Брингас согласно кивает. Самое страшное, говорит он, – произвол, с которым все совершается. Совесть какой-нибудь развратной княгини или маркизы, которых в Париже тьма-тьмущая, несравнимо более запятнана грехами и пороками, чем у этих бедных женщин. В этой позорной телеге едут несчастные, у которых нет протекций, их не попытается защитить ни полицейский, ни представитель власти, ни покровитель со средствами. Они полностью бесправны.
– Когда думаешь, – с горечью добавляет аббат, – о потаскухах в обличье респектабельности, которыми кишит этот город, о красотках из Оперы, о содержанках, о подружках полицейских, которым есть на кого опереться, и сравниваешь их с этими бедолагами, понимаешь, до чего же несправедливо все устроено… Даже между арестантками нет равенства. Та, у которой есть хоть какие-то средства, друзья и деньги, едет в крытом экипаже и в другое время, когда можно, по крайней мере, укрыться от публичного позора.
Группа мужчин и женщин, которые также остановились поглазеть на повозку, узнали одну из арестанток и теперь выкрикивают в ее адрес грязные оскорбления, которые женщина преспокойно возвращает им в виде безобразных ругательств, пока один из охранников не грозит ей штыком и не приказывает заткнуться.

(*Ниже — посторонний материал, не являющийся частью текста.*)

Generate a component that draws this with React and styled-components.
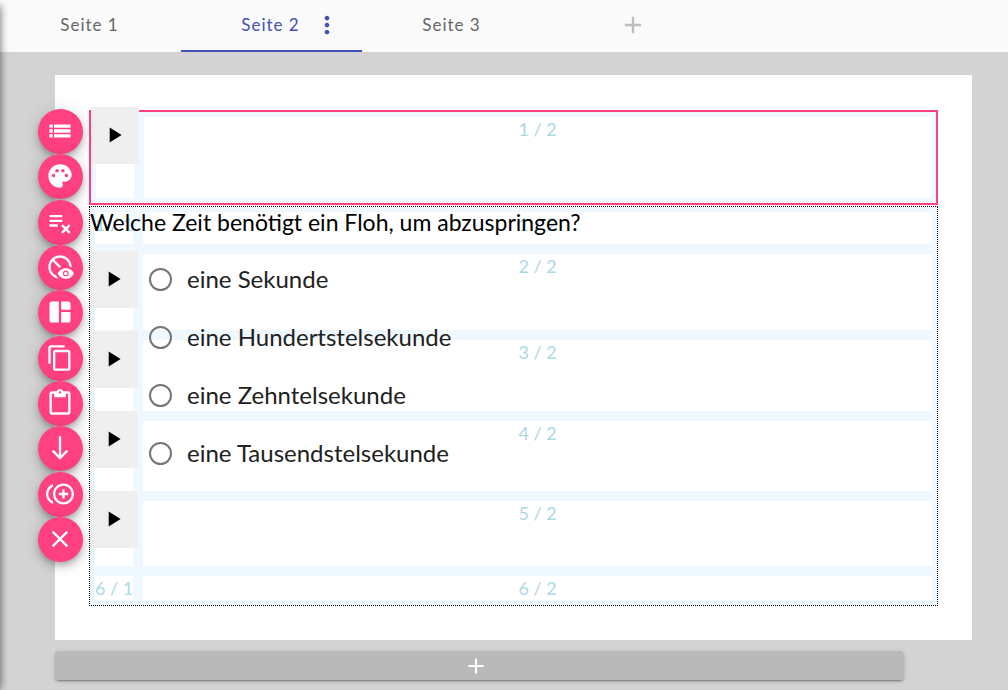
import React, { useState } from "react";
import styled, { createGlobalStyle } from "styled-components";
import {
  MdAdd,
  MdClose,
  MdContentCopy,
  MdContentPaste,
  MdControlPointDuplicate,
  MdDisabledVisible,
  MdMoreVert,
  MdPlayArrow,
  MdPlaylistRemove,
  MdSouth,
  MdSpaceDashboard,
} from "react-icons/md";

const GlobalStyle = createGlobalStyle`
  *, *::before, *::after { box-sizing: border-box; }
  body {
    margin: 0;
    background: #d3d3d3;
    font-family: Lato, "Liberation Sans", sans-serif;
    overflow-x: hidden;
    -webkit-font-smoothing: antialiased;
  }
  button, input { font: inherit; margin: 0; }
  svg { display: block; flex: none; }
`;

const Editor = styled.div`
  position: relative;
  display: flex;
  flex-direction: column;
  min-height: 100vh;
  overflow: hidden;
`;

const DrawerShadow = styled.div`
  position: absolute;
  z-index: 5;
  top: 6px;
  bottom: 0;
  left: -10px;
  width: 10px;
  box-shadow: 0 0 8px rgba(0, 0, 0, 0.6);
`;

const TabBar = styled.nav`
  display: flex;
  height: 52px;
  background: #fafafa;
`;

const TabItem = styled.div`
  display: grid;
  grid-template-columns: 1fr auto 1fr;
  align-items: center;
  width: 181px;
  padding-right: 2px;
  border-bottom: 2px solid ${(p) => (p.$active ? "#3f51b5" : "transparent")};
  color: ${(p) => (p.$active ? "#3f51b5" : "#666666")};
`;

const PlainButton = styled.button`
  display: flex;
  align-items: center;
  justify-content: center;
  padding: 0;
  border: 0;
  background: none;
  color: inherit;
  cursor: pointer;
`;

const TabButton = styled(PlainButton)`
  grid-column: 2;
  font-size: 17px;
  line-height: 24px;
  letter-spacing: 1px;
`;

const TabMenuButton = styled(PlainButton)`
  justify-self: start;
  margin-left: 13px;
`;

const AddTabButton = styled(PlainButton)`
  grid-column: 2;
  color: #bdbdbd;
`;

const Canvas = styled.main`
  position: relative;
  flex: 1;
  padding: 23px 36px 10px 55px;
`;

const Sheet = styled.div`
  display: flex;
  flex-direction: column;
  gap: 1px;
  padding: 35px 34px 34px;
  background: #ffffff;
`;

const Section = styled.section`
  display: grid;
  border: ${(p) => (p.$selected ? "2px solid #ff4081" : "1px dotted #000000")};
`;

const CellGrid = styled.div`
  grid-area: 1 / 1;
  display: grid;
  grid-template-columns: 48px minmax(0, 1fr);
  grid-template-rows: ${(p) => p.$rows};
`;

const Cell = styled.div`
  border: 5px solid #f0f8ff;
  color: #add8e6;
  font-size: 18px;
  line-height: 24px;
  text-align: center;
  white-space: nowrap;
`;

const Content = styled.div`
  grid-area: 1 / 1;
  display: grid;
  grid-template-columns: 48px minmax(0, 1fr);
  grid-template-rows: 44px auto;
  align-items: start;
`;

const PlayColumn = styled.div`
  display: flex;
  flex-direction: column;
  gap: 23px;
`;

const PlayButton = styled(PlainButton)`
  width: 48px;
  height: 57px;
  padding: 0 2px 1px 0;
  background: #efefef;
  color: #000000;
`;

const IntroPlay = styled(PlayButton)`
  grid-area: 1 / 1;
  margin-top: -5px;
`;

const Question = styled.p`
  grid-column: 1 / -1;
  margin: 0;
  color: #000000;
  font-size: 23px;
  line-height: 30px;
`;

const Options = styled.fieldset`
  min-width: 0;
  margin: 0;
  padding: 0 0 0 11px;
  border: 0;
`;

const Option = styled.label`
  display: flex;
  align-items: center;
  gap: 15px;
  height: 58px;
  padding-bottom: 2px;
  color: #212121;
  font-size: 24px;
  line-height: 32px;
`;

const Radio = styled.input`
  appearance: none;
  width: 23px;
  height: 23px;
  border: 2px solid #757575;
  border-radius: 50%;

  &:checked {
    border-color: #ff4081;
    background: radial-gradient(#ff4081 50%, transparent 55%);
  }
`;

const AddSection = styled(PlainButton)`
  width: calc(100% - 68px);
  height: 29px;
  margin-top: 11px;
  padding-right: 8px;
  border-radius: 4px;
  background: #b9b9b9;
  color: #ffffff;
  box-shadow: 0 3px 1px -2px rgba(0, 0, 0, 0.2), 0 2px 2px rgba(0, 0, 0, 0.14),
    0 1px 5px rgba(0, 0, 0, 0.12);
`;

const Toolbox = styled.div`
  position: absolute;
  z-index: 2;
  top: 57px;
  left: 38px;
  display: flex;
  flex-direction: column;
  justify-content: space-between;
  height: 453px;
`;

const Fab = styled(PlainButton)`
  width: 45px;
  height: 45px;
  padding: 0 1px 1px 0;
  border-radius: 50%;
  background: #ff4081;
  color: #ffffff;
  box-shadow: 0 3px 5px -1px rgba(0, 0, 0, 0.2),
    0 6px 10px rgba(0, 0, 0, 0.14), 0 1px 18px rgba(0, 0, 0, 0.12);
`;

const ListIcon = ({ size }) => (
  <svg width={size} height={size} viewBox="0 0 24 24" fill="currentColor">
    <path d="M3 6.4h2.7v2.8H3zM6.9 6.4H21v2.8H6.9zM3 10.6h2.7v2.8H3zM6.9 10.6H21v2.8H6.9zM3 14.8h2.7v2.8H3zM6.9 14.8H21v2.8H6.9z" />
  </svg>
);

const PaletteIcon = ({ size }) => (
  <svg width={size} height={size} viewBox="0 0 24 24" fill="currentColor">
    <path d="M12 2C6.49 2 2 6.49 2 12s4.49 10 10 10c1.38 0 2.5-1.12 2.5-2.5 0-.61-.23-1.2-.64-1.67-.08-.1-.13-.21-.13-.33 0-.28.22-.5.5-.5H16c3.31 0 6-2.69 6-6C22 6.04 17.51 2 12 2zm5.5 11c-.83 0-1.5-.67-1.5-1.5s.67-1.5 1.5-1.5 1.5.67 1.5 1.5-.67 1.5-1.5 1.5zm-3-4c-.83 0-1.5-.67-1.5-1.5S13.67 6 14.5 6s1.5.67 1.5 1.5S15.33 9 14.5 9zM5 11.5c0-.83.67-1.5 1.5-1.5s1.5.67 1.5 1.5S7.33 13 6.5 13 5 12.33 5 11.5zm6-4c0 .83-.67 1.5-1.5 1.5S8 8.33 8 7.5 8.67 6 9.5 6s1.5.67 1.5 1.5z" />
  </svg>
);

const tabs = ["Seite 1", "Seite 2", "Seite 3"];

const tools = [
  ["Liste", ListIcon],
  ["Farbe", PaletteIcon],
  ["Elemente entfernen", MdPlaylistRemove],
  ["Sichtbarkeit", MdDisabledVisible],
  ["Layout", MdSpaceDashboard],
  ["Kopieren", MdContentCopy],
  ["Einfügen", MdContentPaste],
  ["Nach unten", MdSouth],
  ["Duplizieren", MdControlPointDuplicate],
  ["Löschen", MdClose],
];

const cells = [
  ["1 / 1", "1 / 2"],
  ["", "2 / 2"],
  ["", "3 / 2"],
  ["", "4 / 2"],
  ["", "5 / 2"],
  ["6 / 1", "6 / 2"],
];

const options = [
  "eine Sekunde",
  "eine Hundertstelsekunde",
  "eine Zehntelsekunde",
  "eine Tausendstelsekunde",
];

export default function App() {
  const [active, setActive] = useState(1);
  return (
    <>
      <GlobalStyle />
      <Editor>
        <DrawerShadow />
        <TabBar>
          {tabs.map((tab, i) => (
            <TabItem key={tab} $active={i === active}>
              <TabButton onClick={() => setActive(i)}>{tab}</TabButton>
              {i === active && (
                <TabMenuButton aria-label="Seitenmenü">
                  <MdMoreVert size={28} />
                </TabMenuButton>
              )}
            </TabItem>
          ))}
          <TabItem>
            <AddTabButton aria-label="Seite hinzufügen">
              <MdAdd size={28} />
            </AddTabButton>
          </TabItem>
        </TabBar>
        <Canvas>
          <Sheet>
            <Section $selected>
              <CellGrid $rows="91px">
                <Cell />
                <Cell>1 / 2</Cell>
              </CellGrid>
              <IntroPlay aria-label="Abspielen">
                <MdPlayArrow size={26} />
              </IntroPlay>
            </Section>
            <Section>
              <CellGrid $rows="42px 86px 81px 80px 75px 34px">
                {cells.flat().map((label, i) => (
                  <Cell key={i}>{label}</Cell>
                ))}
              </CellGrid>
              <Content>
                <Question id="question">
                  Welche Zeit benötigt ein Floh, um abzuspringen?
                </Question>
                <PlayColumn>
                  {options.map((option) => (
                    <PlayButton key={option} aria-label={`${option} abspielen`}>
                      <MdPlayArrow size={26} />
                    </PlayButton>
                  ))}
                </PlayColumn>
                <Options aria-labelledby="question">
                  {options.map((option) => (
                    <Option key={option}>
                      <Radio type="radio" name="answer" value={option} />
                      {option}
                    </Option>
                  ))}
                </Options>
              </Content>
            </Section>
          </Sheet>
          <AddSection aria-label="Abschnitt hinzufügen">
            <MdAdd size={26} />
          </AddSection>
          <Toolbox>
            {tools.map(([label, Icon]) => (
              <Fab key={label} aria-label={label}>
                <Icon size={28} />
              </Fab>
            ))}
          </Toolbox>
        </Canvas>
      </Editor>
    </>
  );
}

– Взгляните на этих тварей, – говорит Брингас. – На этих подонков! Сегодня они глумятся, а вчера, возможно, кто-нибудь из них пользовался услугами одной из этих матрон… В Париже пятьдесят миллионов в год расходуется на живой товар, оседая в руках модисток, ювелиров, извозчиков, держателей трактиров, владельцев домов свиданий. Чрезвычайно выгодное дело, как вы можете себе представить. И вот город, который наживается на тяжком труде этих работниц, простите за эвфемизм, их же наказывает и предает позору.
Телега проезжает мимо аббата и академиков, ребенок на руках у женщины начинает плакать. Безутешный детский крик перекрывает голоса толпы.
– Невыносимо, – произносит потрясенный дон Эрмохенес.